In searching for the proximate cause of an event, the question always is: Was there an unbroken connection between the wrongful act and the injury, a continuous operation? Do the facts constitute a continuous succession of events, so linked together as to make a natural whole, or was there some new and independent cause intervening between the wrong and the injury? Milwaukee and St. P. Ry. Co. v. Kellogg, 94 U.S. 469, 24 L.Ed., 256. Many causes and effects may intervene between the original wrong and the final consequence, and if they might reasonably have been foreseen, the last result, as well as the first and every immediate consequence, is to be considered in law as the proximate cause of the original wrong. But when a new cause intervenes, which is not itself a consequence of the first wrongful cause, nor under the control of the original wrongdoer, nor foreseeable by him in the exercise of reasonable prevision, and except for which the final injurious consequence would not have happened, then such injurious consequence must be deemed to remote to constitute the basis of a cause of action against the original wrongdoer. McGhee v. R. R., supra; Ramsbottom v. R. R., 138 N.C. 38, 50 S.E. 448.
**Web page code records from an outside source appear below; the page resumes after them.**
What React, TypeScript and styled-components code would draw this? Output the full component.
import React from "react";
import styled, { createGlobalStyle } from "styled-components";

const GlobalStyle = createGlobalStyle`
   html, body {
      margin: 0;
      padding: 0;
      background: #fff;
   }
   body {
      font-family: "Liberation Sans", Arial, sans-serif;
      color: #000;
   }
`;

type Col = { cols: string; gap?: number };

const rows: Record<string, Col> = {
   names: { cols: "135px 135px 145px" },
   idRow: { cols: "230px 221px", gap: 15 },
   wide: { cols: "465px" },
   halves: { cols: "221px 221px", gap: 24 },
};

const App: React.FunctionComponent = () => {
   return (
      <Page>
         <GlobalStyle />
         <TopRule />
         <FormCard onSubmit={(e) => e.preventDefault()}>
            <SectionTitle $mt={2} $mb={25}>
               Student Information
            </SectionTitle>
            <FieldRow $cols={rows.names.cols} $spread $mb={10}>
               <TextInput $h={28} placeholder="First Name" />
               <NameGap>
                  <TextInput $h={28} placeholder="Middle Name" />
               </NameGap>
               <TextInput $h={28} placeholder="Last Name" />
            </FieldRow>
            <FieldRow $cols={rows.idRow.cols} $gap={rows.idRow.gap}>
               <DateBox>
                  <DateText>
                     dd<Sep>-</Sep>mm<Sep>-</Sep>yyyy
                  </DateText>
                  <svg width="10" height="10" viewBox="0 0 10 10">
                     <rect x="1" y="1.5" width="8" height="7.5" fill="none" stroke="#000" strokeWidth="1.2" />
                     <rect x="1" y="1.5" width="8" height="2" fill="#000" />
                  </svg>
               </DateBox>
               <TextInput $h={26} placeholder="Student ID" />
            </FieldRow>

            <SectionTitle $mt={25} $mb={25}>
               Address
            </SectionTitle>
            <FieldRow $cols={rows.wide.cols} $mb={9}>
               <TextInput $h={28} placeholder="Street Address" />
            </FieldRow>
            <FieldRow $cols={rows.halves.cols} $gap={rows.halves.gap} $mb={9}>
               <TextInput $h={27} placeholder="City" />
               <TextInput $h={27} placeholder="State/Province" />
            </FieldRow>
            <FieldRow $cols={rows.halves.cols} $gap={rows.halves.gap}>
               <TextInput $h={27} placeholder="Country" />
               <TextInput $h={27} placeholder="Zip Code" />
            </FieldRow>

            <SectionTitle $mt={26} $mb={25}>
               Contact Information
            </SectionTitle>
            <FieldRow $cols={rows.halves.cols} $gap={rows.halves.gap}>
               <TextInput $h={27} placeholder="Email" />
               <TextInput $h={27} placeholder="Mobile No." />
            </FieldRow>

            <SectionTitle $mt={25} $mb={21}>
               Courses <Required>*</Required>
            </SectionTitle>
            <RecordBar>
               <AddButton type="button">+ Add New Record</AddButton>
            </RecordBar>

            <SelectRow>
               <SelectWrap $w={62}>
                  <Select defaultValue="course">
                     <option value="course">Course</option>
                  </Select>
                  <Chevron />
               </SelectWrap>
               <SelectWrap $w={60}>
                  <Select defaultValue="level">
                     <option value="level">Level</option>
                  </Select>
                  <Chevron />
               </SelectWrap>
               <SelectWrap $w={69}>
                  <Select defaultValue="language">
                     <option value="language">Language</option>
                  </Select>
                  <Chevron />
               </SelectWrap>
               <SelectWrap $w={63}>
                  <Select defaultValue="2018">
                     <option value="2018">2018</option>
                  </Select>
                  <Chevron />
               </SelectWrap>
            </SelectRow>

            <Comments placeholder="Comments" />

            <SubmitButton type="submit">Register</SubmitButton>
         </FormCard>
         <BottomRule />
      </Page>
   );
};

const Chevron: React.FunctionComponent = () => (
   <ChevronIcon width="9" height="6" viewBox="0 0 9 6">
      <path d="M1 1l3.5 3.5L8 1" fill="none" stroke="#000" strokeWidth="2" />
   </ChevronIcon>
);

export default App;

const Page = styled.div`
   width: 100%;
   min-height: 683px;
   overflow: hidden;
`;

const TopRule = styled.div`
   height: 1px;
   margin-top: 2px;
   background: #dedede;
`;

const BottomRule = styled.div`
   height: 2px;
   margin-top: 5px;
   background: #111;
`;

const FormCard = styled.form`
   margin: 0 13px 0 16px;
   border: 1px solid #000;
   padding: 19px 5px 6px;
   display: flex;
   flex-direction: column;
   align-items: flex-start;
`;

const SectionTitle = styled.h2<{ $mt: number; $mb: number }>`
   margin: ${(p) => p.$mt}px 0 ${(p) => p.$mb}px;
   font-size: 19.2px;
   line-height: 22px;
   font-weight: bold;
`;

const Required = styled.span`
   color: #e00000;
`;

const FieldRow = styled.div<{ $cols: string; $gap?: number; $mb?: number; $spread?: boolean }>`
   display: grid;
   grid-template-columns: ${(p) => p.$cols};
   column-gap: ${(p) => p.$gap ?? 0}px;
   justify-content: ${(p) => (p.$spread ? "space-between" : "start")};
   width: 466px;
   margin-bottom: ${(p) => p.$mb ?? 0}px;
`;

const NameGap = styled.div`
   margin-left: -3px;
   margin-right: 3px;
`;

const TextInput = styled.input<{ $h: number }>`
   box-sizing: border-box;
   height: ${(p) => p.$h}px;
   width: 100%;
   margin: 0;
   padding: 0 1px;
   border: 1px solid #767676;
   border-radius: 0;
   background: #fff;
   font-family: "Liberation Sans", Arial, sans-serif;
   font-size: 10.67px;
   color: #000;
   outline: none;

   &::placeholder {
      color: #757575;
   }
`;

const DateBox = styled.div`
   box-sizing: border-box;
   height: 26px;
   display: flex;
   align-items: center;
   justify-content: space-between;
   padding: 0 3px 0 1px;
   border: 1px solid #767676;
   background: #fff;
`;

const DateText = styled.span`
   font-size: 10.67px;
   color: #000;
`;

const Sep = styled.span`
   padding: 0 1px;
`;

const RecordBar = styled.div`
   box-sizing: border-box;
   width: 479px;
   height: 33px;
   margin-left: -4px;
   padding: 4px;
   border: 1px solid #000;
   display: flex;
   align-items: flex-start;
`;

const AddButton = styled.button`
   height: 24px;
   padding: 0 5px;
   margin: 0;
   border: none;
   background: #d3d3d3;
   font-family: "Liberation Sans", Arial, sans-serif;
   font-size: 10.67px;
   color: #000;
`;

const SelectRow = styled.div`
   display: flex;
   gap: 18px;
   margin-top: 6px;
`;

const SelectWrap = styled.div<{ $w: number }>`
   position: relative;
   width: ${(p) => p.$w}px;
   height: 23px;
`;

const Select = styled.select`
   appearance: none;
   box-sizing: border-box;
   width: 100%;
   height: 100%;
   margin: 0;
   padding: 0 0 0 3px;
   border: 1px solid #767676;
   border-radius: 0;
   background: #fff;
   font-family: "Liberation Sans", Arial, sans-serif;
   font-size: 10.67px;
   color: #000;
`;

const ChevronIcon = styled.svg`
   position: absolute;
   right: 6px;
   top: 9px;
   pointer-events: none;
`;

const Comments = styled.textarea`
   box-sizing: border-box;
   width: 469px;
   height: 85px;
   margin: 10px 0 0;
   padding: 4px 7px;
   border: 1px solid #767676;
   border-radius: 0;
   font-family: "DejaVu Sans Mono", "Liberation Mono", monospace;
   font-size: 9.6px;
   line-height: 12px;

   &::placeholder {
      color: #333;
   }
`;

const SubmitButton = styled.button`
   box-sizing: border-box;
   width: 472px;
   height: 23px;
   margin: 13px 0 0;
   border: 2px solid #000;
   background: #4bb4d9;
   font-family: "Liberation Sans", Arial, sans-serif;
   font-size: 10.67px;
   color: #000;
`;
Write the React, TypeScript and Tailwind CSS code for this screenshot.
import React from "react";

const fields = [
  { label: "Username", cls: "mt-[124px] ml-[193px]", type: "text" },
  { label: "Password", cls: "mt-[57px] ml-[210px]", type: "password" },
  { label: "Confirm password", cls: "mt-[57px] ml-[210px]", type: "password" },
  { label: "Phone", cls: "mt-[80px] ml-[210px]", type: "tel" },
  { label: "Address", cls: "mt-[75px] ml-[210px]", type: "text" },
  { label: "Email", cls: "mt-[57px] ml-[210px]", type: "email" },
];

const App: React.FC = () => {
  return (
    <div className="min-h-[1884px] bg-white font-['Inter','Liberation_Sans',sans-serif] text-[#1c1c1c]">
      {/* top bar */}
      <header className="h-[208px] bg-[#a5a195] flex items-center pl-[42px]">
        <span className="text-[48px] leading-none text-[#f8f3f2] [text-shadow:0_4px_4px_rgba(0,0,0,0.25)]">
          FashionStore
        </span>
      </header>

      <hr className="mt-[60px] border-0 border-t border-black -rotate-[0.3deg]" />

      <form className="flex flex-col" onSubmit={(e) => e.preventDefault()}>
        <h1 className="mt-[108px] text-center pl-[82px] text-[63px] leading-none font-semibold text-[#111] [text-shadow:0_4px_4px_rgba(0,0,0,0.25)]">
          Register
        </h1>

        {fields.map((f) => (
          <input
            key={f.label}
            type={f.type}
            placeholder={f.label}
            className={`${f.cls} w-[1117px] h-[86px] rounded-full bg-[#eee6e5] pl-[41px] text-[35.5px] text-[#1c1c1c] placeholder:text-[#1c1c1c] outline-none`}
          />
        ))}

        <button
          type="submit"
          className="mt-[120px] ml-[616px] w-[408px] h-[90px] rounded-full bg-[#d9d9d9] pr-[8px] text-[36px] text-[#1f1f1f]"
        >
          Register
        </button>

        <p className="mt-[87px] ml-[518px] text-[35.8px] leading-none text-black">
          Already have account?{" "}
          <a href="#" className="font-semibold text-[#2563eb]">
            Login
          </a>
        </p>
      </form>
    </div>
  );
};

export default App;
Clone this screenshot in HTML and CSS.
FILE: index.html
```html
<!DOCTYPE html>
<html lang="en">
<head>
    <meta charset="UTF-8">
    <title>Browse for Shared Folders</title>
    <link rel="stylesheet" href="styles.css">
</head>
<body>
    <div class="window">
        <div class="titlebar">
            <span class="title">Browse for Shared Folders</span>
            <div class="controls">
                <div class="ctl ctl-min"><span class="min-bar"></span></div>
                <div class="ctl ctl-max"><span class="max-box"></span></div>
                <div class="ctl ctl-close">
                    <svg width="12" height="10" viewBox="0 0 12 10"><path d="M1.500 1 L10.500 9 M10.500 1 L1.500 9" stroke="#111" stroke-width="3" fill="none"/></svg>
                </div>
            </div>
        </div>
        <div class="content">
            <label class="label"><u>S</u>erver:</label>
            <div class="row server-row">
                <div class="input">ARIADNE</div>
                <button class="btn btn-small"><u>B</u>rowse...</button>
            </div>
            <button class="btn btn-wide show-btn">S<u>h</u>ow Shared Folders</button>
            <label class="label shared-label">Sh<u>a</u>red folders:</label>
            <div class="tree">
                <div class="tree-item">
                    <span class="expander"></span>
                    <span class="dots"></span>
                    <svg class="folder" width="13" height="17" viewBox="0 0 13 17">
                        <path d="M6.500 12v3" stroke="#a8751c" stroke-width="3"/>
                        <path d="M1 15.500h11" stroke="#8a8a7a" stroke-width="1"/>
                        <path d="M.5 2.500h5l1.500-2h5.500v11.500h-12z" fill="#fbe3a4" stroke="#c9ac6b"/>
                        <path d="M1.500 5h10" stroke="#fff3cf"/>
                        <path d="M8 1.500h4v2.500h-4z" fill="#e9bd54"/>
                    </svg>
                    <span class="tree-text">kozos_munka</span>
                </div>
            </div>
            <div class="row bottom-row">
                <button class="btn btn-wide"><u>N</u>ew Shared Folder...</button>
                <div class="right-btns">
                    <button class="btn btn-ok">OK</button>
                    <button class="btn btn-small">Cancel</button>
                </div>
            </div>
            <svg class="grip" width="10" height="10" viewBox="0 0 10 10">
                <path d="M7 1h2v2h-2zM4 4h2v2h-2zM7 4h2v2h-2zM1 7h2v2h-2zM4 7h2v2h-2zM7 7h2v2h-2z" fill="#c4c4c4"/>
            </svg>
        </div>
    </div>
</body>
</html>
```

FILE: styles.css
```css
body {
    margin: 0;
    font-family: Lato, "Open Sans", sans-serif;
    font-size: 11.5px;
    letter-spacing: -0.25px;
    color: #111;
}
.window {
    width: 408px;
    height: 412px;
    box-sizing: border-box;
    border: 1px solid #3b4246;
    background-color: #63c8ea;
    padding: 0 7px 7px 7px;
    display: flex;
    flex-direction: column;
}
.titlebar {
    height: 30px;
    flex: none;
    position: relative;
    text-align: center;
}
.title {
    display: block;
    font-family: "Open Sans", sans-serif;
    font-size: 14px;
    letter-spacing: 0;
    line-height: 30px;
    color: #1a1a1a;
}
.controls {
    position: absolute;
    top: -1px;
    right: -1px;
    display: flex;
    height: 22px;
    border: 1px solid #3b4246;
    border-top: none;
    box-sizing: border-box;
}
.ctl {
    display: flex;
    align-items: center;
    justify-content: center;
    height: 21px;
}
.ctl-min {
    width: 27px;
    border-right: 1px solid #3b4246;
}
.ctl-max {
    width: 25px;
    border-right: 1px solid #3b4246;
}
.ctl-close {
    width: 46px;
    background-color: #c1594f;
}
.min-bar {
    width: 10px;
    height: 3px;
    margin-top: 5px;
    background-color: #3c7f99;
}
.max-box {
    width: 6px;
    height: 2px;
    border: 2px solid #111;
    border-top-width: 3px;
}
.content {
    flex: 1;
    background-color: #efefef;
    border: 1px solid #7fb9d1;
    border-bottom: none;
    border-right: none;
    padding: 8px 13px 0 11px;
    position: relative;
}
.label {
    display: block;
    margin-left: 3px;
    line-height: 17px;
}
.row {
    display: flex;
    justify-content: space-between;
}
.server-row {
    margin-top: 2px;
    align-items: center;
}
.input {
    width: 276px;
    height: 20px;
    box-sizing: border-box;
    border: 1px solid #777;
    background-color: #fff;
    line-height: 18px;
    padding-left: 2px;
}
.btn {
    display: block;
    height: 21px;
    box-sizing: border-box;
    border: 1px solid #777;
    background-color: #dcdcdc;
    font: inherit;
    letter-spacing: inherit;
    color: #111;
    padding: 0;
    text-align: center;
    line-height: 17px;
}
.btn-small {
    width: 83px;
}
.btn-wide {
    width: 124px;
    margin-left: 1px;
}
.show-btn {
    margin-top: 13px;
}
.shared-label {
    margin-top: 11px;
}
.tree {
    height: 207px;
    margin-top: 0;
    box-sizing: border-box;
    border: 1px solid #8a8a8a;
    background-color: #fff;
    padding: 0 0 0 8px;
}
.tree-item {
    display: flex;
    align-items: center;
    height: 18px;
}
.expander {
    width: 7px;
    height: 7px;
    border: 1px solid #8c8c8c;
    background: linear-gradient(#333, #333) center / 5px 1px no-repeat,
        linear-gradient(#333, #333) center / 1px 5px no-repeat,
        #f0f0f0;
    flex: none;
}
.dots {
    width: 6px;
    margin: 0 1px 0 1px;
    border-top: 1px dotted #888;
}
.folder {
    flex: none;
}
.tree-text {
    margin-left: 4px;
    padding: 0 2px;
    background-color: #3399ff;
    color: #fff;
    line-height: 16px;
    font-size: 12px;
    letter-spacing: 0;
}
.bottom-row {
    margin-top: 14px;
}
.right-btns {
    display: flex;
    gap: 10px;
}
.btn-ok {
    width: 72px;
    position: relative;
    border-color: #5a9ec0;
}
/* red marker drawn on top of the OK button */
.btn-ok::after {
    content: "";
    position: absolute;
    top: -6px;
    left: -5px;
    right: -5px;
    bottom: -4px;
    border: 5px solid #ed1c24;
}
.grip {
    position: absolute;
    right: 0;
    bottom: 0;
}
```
Here, the causal connection between the Bank's negligence and the plaintiff's ultimate loss was broken by an independent and responsible cause. The damages claimed are in no legal sense the proximate cause of the negligence alleged. "There was an interruption and the intervention of an entirely separate cause, which cause was an independent human agency, acting with an independent mind." Hartford v. All Day and All Night Bank, 170 Cal. 538, 150 P. 356, L.R.A. 1916-A, 1220. The damages alleged are too remote. Bowers v. R. R., 144 N.C. 684, 57 S.E. 453, 12 L.R.A. (N.S.), 446; 62 C. J., 1115.
It results, therefore, that the demurrer was properly sustained on both causes of action.